REQUIRED WORK: Repeat verbatim only the lines from the opening of the material below through the one that contains "const pts = (base, list)".

□ □ □ □

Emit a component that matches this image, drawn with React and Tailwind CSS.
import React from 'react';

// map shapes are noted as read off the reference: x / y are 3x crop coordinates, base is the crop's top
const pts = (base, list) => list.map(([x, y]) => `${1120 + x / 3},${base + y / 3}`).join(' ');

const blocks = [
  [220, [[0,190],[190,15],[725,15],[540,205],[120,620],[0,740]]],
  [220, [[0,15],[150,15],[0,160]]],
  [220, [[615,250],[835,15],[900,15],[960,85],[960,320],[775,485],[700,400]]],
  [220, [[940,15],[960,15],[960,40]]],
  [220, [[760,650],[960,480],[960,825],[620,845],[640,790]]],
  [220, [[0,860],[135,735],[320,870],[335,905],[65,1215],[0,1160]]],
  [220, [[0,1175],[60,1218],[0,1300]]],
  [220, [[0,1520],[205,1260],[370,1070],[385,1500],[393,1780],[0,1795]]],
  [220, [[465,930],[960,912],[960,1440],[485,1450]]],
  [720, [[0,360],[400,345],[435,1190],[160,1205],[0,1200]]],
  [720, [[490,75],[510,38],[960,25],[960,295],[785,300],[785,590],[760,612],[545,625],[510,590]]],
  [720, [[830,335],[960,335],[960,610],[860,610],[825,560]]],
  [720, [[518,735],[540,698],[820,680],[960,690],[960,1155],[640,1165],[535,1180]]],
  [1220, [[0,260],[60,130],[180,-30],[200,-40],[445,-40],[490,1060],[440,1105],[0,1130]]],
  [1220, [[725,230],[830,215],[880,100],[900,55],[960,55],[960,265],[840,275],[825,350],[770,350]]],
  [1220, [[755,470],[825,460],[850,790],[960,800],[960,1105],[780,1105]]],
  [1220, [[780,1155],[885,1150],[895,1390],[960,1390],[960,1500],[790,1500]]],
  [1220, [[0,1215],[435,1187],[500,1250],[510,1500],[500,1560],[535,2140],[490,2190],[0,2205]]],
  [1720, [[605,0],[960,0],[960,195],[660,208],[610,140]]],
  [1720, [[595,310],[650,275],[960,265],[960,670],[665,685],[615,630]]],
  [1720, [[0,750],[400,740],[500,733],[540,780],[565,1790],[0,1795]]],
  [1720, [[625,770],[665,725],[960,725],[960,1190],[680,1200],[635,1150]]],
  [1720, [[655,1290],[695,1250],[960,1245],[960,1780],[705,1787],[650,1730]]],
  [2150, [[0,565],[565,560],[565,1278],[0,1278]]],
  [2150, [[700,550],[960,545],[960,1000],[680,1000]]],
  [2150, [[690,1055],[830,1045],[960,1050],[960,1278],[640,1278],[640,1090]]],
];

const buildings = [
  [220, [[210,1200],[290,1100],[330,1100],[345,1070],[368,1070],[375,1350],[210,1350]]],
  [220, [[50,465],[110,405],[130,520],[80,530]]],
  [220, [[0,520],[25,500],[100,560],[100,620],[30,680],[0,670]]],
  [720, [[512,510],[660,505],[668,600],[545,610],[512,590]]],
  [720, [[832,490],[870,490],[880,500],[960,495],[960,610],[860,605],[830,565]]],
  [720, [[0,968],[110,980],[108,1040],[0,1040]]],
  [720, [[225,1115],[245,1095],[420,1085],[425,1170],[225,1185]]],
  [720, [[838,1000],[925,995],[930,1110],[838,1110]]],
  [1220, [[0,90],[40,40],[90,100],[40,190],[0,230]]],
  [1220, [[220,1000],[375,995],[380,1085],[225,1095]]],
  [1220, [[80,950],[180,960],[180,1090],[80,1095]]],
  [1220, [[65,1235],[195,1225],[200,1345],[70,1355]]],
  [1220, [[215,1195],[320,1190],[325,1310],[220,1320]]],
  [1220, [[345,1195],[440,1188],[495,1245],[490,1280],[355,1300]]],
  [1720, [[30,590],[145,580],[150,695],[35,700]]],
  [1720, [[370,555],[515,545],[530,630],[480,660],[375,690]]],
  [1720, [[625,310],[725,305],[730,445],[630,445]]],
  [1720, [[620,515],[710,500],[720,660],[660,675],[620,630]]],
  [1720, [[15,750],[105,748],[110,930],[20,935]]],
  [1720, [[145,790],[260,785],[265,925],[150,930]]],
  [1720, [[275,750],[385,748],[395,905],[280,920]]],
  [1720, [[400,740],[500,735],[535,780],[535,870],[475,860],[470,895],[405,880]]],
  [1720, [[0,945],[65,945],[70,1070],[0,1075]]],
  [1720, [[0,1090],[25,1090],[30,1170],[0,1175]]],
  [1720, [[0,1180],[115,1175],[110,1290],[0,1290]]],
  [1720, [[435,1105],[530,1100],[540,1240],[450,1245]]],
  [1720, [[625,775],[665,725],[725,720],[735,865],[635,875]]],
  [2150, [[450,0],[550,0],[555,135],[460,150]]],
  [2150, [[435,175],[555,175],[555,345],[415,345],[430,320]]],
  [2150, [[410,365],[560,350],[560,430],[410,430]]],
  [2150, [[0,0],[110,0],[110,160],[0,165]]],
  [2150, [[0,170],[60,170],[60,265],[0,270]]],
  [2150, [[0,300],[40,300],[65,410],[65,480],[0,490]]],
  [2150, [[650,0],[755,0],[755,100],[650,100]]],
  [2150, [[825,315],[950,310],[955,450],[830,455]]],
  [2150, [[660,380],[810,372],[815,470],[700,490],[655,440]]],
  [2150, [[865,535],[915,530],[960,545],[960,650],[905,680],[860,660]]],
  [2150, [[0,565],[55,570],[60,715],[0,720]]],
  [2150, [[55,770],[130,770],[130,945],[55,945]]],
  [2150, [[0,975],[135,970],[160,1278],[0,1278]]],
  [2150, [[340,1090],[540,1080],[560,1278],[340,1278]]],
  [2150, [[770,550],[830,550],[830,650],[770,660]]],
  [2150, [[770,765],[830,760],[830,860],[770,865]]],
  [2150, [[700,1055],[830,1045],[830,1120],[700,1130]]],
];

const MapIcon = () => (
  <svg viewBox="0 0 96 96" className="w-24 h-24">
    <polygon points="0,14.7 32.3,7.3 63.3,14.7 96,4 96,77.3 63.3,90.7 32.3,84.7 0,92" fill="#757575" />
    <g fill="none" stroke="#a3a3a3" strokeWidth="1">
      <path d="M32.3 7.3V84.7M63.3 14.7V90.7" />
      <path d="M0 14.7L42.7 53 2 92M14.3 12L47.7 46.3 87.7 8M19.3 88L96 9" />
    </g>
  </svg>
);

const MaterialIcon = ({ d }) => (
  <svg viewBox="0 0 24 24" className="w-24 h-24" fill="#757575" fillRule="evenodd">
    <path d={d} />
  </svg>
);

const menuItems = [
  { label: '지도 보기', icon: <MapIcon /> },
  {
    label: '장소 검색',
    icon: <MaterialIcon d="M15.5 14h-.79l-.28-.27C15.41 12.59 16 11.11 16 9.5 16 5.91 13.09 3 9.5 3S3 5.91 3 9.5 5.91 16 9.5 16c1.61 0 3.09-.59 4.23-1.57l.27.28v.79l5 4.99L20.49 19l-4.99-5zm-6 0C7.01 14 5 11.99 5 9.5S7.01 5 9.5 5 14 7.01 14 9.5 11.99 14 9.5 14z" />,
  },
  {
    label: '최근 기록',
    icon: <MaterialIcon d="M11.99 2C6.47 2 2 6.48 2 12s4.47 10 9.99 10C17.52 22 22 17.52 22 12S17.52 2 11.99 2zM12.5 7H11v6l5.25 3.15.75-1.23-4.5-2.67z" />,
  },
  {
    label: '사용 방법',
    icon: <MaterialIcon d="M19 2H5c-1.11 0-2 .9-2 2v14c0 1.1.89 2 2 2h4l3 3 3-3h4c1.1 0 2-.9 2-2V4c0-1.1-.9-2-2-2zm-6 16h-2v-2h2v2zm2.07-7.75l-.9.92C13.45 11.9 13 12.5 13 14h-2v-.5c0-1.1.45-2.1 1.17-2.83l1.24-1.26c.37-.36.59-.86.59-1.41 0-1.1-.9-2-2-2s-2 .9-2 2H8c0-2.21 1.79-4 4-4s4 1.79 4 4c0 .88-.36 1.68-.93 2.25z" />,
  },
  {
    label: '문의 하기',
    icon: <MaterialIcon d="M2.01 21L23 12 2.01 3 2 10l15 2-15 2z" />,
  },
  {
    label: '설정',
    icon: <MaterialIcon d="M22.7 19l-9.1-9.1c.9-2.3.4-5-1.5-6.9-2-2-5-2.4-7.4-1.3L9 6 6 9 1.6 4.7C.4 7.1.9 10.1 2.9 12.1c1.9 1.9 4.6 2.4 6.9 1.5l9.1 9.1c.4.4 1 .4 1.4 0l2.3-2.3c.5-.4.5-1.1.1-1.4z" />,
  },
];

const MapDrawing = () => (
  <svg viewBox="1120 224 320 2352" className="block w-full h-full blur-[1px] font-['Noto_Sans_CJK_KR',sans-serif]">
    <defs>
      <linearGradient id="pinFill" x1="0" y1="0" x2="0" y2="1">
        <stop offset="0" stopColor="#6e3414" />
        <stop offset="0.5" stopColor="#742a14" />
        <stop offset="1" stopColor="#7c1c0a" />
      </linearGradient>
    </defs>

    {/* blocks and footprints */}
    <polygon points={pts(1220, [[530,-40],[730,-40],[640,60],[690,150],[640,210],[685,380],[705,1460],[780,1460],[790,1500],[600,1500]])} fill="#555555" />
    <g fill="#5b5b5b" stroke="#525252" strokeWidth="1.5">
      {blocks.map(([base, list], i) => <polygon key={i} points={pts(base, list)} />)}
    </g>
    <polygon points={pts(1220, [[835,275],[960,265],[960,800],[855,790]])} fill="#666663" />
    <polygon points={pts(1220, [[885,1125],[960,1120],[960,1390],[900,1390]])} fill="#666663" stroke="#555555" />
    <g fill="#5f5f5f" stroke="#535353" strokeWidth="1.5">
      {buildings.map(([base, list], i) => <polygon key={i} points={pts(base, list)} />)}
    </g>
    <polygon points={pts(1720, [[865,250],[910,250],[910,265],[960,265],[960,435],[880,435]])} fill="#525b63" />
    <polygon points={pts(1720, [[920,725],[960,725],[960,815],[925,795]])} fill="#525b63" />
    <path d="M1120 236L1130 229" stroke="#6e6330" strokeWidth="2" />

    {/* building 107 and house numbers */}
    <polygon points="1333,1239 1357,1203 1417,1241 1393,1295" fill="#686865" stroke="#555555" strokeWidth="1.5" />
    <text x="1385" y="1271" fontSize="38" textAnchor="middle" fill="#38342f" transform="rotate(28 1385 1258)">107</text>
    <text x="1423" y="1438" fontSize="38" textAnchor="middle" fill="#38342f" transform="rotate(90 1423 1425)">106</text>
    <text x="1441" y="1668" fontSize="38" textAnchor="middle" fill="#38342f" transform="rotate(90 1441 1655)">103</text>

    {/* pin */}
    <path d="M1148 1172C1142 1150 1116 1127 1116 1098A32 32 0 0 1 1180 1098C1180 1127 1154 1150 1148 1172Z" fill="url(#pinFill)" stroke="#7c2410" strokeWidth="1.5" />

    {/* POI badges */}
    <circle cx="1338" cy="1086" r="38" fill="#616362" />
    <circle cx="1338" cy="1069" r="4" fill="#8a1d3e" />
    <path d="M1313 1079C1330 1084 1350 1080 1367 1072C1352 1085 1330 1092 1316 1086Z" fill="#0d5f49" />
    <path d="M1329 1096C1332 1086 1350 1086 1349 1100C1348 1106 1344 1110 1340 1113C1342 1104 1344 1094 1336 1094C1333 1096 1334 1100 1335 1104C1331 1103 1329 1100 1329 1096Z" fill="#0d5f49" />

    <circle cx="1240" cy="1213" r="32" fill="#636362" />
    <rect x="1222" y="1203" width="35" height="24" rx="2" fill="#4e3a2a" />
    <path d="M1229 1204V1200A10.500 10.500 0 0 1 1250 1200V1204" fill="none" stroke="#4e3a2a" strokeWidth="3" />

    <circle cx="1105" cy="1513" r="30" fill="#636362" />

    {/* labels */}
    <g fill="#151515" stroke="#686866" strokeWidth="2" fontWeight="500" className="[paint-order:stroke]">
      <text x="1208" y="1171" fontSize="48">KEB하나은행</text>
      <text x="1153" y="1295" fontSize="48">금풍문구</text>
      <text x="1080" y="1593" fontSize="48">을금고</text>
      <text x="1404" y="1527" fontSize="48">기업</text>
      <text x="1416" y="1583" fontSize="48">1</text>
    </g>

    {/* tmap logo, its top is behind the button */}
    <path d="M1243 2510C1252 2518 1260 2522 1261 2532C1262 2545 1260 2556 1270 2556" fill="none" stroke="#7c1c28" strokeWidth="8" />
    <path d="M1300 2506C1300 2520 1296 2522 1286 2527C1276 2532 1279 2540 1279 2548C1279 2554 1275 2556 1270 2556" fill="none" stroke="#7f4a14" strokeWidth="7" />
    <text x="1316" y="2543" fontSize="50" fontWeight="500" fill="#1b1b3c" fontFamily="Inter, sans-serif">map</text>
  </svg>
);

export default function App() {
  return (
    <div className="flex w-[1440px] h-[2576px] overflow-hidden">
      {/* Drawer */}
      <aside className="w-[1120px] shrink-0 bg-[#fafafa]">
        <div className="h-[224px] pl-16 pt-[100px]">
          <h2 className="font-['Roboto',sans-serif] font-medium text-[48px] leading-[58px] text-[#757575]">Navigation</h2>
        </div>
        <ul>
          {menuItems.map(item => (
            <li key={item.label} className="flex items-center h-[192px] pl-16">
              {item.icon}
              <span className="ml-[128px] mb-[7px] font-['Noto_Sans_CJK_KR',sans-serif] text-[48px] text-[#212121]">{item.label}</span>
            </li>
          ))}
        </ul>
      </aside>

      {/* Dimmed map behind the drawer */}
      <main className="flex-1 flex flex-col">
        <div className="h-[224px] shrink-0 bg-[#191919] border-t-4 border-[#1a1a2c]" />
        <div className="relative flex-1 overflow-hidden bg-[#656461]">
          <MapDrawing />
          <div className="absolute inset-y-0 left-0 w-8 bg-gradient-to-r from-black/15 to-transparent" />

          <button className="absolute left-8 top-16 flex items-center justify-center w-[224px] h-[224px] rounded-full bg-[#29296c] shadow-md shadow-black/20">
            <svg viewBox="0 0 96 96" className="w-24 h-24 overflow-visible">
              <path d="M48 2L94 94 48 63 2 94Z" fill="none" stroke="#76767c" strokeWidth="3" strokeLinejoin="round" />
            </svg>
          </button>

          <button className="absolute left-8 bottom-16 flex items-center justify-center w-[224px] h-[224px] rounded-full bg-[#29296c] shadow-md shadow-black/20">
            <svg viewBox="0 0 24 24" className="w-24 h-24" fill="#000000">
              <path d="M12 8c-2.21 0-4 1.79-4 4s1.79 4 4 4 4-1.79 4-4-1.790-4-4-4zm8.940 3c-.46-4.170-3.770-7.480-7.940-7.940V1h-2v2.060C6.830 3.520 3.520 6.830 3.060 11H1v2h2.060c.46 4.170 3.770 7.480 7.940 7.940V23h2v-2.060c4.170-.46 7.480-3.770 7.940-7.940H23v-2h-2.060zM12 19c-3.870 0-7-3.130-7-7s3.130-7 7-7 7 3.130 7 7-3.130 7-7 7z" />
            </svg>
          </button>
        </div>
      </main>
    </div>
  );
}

□ □ □ □

RESPONSE:
Emit a component that matches this image, drawn with React and Tailwind CSS.
import React from 'react';

// map shapes are noted as read off the reference: x / y are 3x crop coordinates, base is the crop's top
const pts = (base, list) => list.map(([x, y]) => `${1120 + x / 3},${base + y / 3}`).join(' ');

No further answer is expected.